In connection with your hire, you received a relocation bonus in the amount of $25,000, to be paid when you required it, subject to applicable tax withholdings (the “Relocation Bonus”).  If your employment ends for any reason before October 20, 2018, you will be required to repay up to the full pre-tax amount of the Relocation Bonus to the Company, with the repayment amount to be pro-rated based on the number of days between October 20, 2014 and October 20, 2018 that you were employed by the Company.  You will be relieved from this repayment obligation if there is a Change in Control (as defined in the Equity Incentive Plan) (the “Equity Plan”)) before October 20, 2018 and you remain an employee of the Company through the date of such Change in Control.
 
Your existing equity interests in the Company will continue to be governed by the terms and conditions currently in effect.  As you know, you have recently been granted 9,000 restricted stock units (“RSUs”) under the Company’s 2014 equity incentive plan (the “Equity Plan”) subject to time-based vesting, and 16,000 RSUs under the Equity Plan subject to performance-based vesting. Both RSU grants shall be subject to the terms and conditions of the Equity Plan and restricted stock unit grant notices and agreements to be issued to you.  Notwithstanding your future status as an executive officer and the terms of the Company’s equity incentive plans, none of your equity interests in the Company shall be subject to accelerated vesting upon a Change of Control (as such term is defined in the Severance Plan).
 
Effective as of your promotion, you will be deemed a participant in the Company’s Executive Change in Control Severance Plan (the “Severance Plan”), provided, however, that: (a) you will not be entitled to accelerated vesting set forth in Article IV of the Severance Plan; (b) in the event you become eligible for separation benefits under Article V of the Severance Plan, in addition to the separation benefits set forth in Section 5.2(a) through (c) of the Severance Plan, 100% of any unvested RSUs or other equity-based instruments granted to you by the Company will be deemed vested and exercisable as of your last day of employment, subject to your compliance with the terms of the Severance Plan; (c) you will not be entitled to the payment set forth in Section 5.4 of the Severance Plan; and (d) in lieu of the payment set forth in Section 5.4 of the Severance Plan, the provisions set forth in Attachment One to this letter shall apply.
 

Exhibit 99.2
 
You are expected to continue abiding by all Company policies and procedures in effect from time to time, as well as your existing Proprietary Information Agreement.
 
Your employment with the Company is for no specified period.  This means that you are free to resign at any time, for any reason or for no reason.  Similarly, the Company is free to conclude its employment relationship with you at any time, with or without cause or advance notice.
 
This letter, along with your Proprietary Information Agreement, sets forth all of the terms of your employment with the Company, and supersedes any prior representations or agreements, whether written or oral. Changes in your employment terms, other than those changes expressly reserved to the Company’s discretion in this letter, require a written modification signed by duly authorized Company officer and you to be effective.
 
To indicate your acceptance of these terms, please sign and date this letter (in the space provided below) and return the fully executed document to me.

 
Sincerely,
       
 
/s/ Clint Severson
Clinton Severson 
 
Chief Executive Officer 
       
AGREED TO AND ACCEPTED:
       
/s/ Ross Taylor
 
Date:
4/29/2015
Ross Taylor
     


Exhibit 99.2
 
Attachment One
Substitute for Payment Described in Section 5.4 of Severance Plan
(Best After Tax)

If any payment or benefit you would receive from the Company or otherwise in connection with a Change in Control (as defined in the Severance Plan) or other similar transaction (“Payment”) would (i) constitute a “parachute payment” within the meaning of Section 280G of the Internal Revenue Code (the “Code”), and (ii) but for this agreement, be subject to the excise tax imposed by Section 4999 of the Code (the “Excise Tax”), then such Payment will be equal to the Reduced Amount.
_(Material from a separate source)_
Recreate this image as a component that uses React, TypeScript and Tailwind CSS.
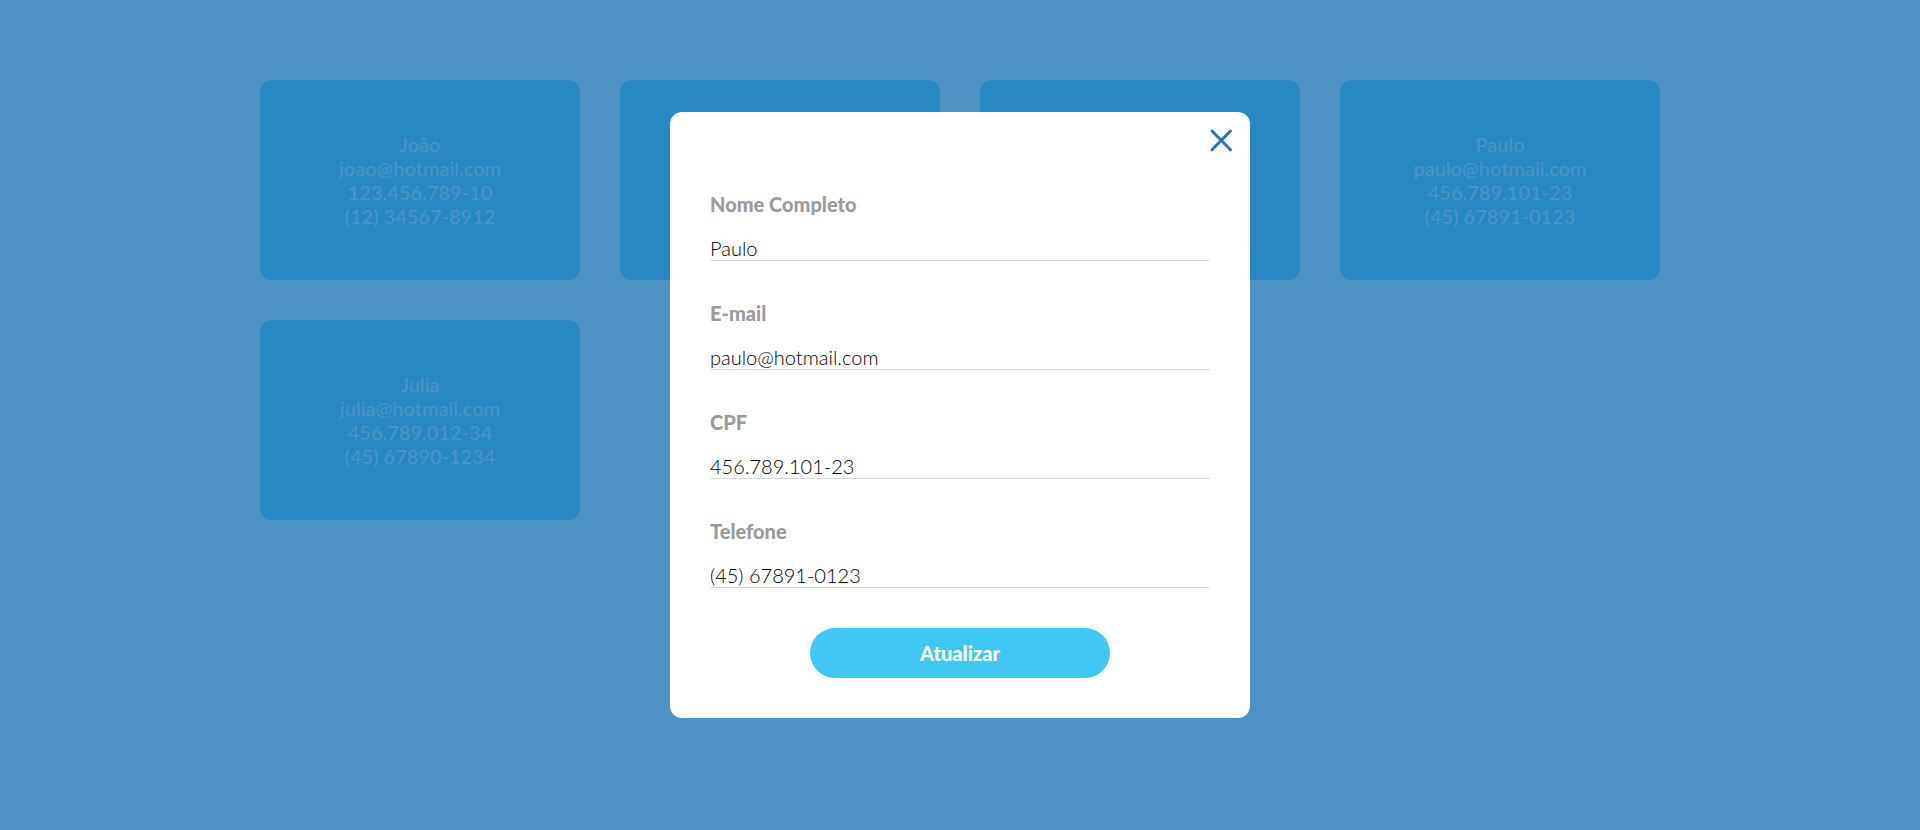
import React from "react";

type Client = { id: number; name?: string; email?: string; cpf?: string; phone?: string };

const clients: Client[] = [
  { id: 1, name: "João", email: "joao@hotmail.com", cpf: "123.456.789-10", phone: "(12) 34567-8912" },
  { id: 2 },
  { id: 3 },
  { id: 4, name: "Paulo", email: "paulo@hotmail.com", cpf: "456.789.101-23", phone: "(45) 67891-0123" },
  { id: 5, name: "Julia", email: "julia@hotmail.com", cpf: "456.789.012-34", phone: "(45) 67890-1234" },
];

function ClientCard({ client }: { client: Client }) {
  return (
    <li className="flex h-[200px] flex-col items-center justify-center rounded-xl bg-[#40c8f4] font-medium text-white">
      <span>{client.name}</span>
      <span>{client.email}</span>
      <span>{client.cpf}</span>
      <span>{client.phone}</span>
    </li>
  );
}

function Field({ id, label, type, value }: { id: string; label: string; type: string; value?: string }) {
  return (
    <div className="flex flex-col gap-5">
      <label htmlFor={id} className="font-black text-[#9b9b9b]">
        {label}
      </label>
      <input
        id={id}
        type={type}
        defaultValue={value}
        className="h-[25px] w-full border-b border-[#d8d8d8] bg-transparent font-light text-black outline-none"
      />
    </div>
  );
}

export default function App() {
  const selected = clients[3];
  return (
    <div className="min-h-screen bg-white font-['Lato',sans-serif] text-[20px] leading-6">
      <main className="mx-auto max-w-[1480px] px-10 py-20">
        <ul className="grid grid-cols-1 gap-10 sm:grid-cols-2 lg:grid-cols-4">
          {clients.map((client) => (
            <ClientCard key={client.id} client={client} />
          ))}
        </ul>
      </main>

      <div className="fixed inset-0 flex items-center justify-center overflow-auto bg-[#2078b6]/80">
        <div
          role="dialog"
          aria-modal="true"
          aria-label={selected.name}
          className="relative w-full max-w-[580px] rounded-xl bg-white px-10 pt-20 pb-10"
        >
          <button type="button" aria-label="Fechar" className="absolute top-4 right-4 cursor-pointer text-[#2078b6]">
            <svg
              width="26"
              height="26"
              viewBox="0 0 26 26"
              fill="none"
              stroke="currentColor"
              strokeWidth="3"
              strokeLinecap="round"
            >
              <path d="M4 3 22.5 21.8M22.5 3 4 21.8" />
            </svg>
          </button>
          <form className="flex flex-col gap-10" onSubmit={(event) => event.preventDefault()}>
            <Field id="name" label="Nome Completo" type="text" value={selected.name} />
            <Field id="email" label="E-mail" type="email" value={selected.email} />
            <Field id="cpf" label="CPF" type="text" value={selected.cpf} />
            <Field id="phone" label="Telefone" type="tel" value={selected.phone} />
            <button
              type="submit"
              className="h-[50px] w-full max-w-[300px] cursor-pointer self-center rounded-full bg-[#40c8f4] font-black text-white"
            >
              Atualizar
            </button>
          </form>
        </div>
      </div>
    </div>
  );
}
The “Reduced Amount” will be either (a) the largest portion of the Payment that would result in no portion of the Payment being subject to the Excise Tax, or (b) the largest portion, up to and including the total, of the Payment, whichever amount ((a) or (b)), after taking into account all applicable federal, state and local employment taxes, income taxes, and the Excise Tax (all computed at the highest applicable marginal rate), results in your receipt of the greater economic benefit notwithstanding that all or some portion of the Payment may be subject to the Excise Tax.

If a Reduced Amount will give rise to the greater after tax benefit, the reduction in the Payments will occur in the following order: reduction of cash payments; cancellation of accelerated vesting of equity awards other than stock options; cancellation of accelerated vesting of stock options; and reduction of other benefits paid to you.  Within any such category of payments and benefits, a reduction will occur first with respect to amounts that are not “deferred compensation” within the meaning of Section 409A and then with respect to amounts that are.  In the event that acceleration of compensation from your equity awards is to be reduced, such acceleration of vesting will be canceled, subject to the immediately preceding sentence, in the reverse order of the date of grant.

The registered public accounting firm engaged by the Company for general audit purposes as of the day prior to the effective date of the event described in Section 280G(b)(2)(A)(i) of the Code will perform the foregoing calculations.  If the registered public accounting firm so engaged by the Company is serving as accountant or auditor for the acquirer or is otherwise unable or unwilling to perform the calculations, the Company will appoint a nationally recognized firm that has expertise in these calculations to make the determinations required hereunder.  The Company will bear all expenses with respect to the determinations by such independent registered public accounting firm required to be made hereunder.  The firm engaged to make the determinations hereunder will provide its calculations, together with detailed supporting documentation, to the Company and you within thirty (30) calendar days after the date on which your right to a Payment is triggered (if requested at that time by the Company or you) or such other time as reasonably requested by the Company or you.  Any good faith determinations of the independent registered public accounting firm made hereunder will be final, binding and conclusive upon the Company and you.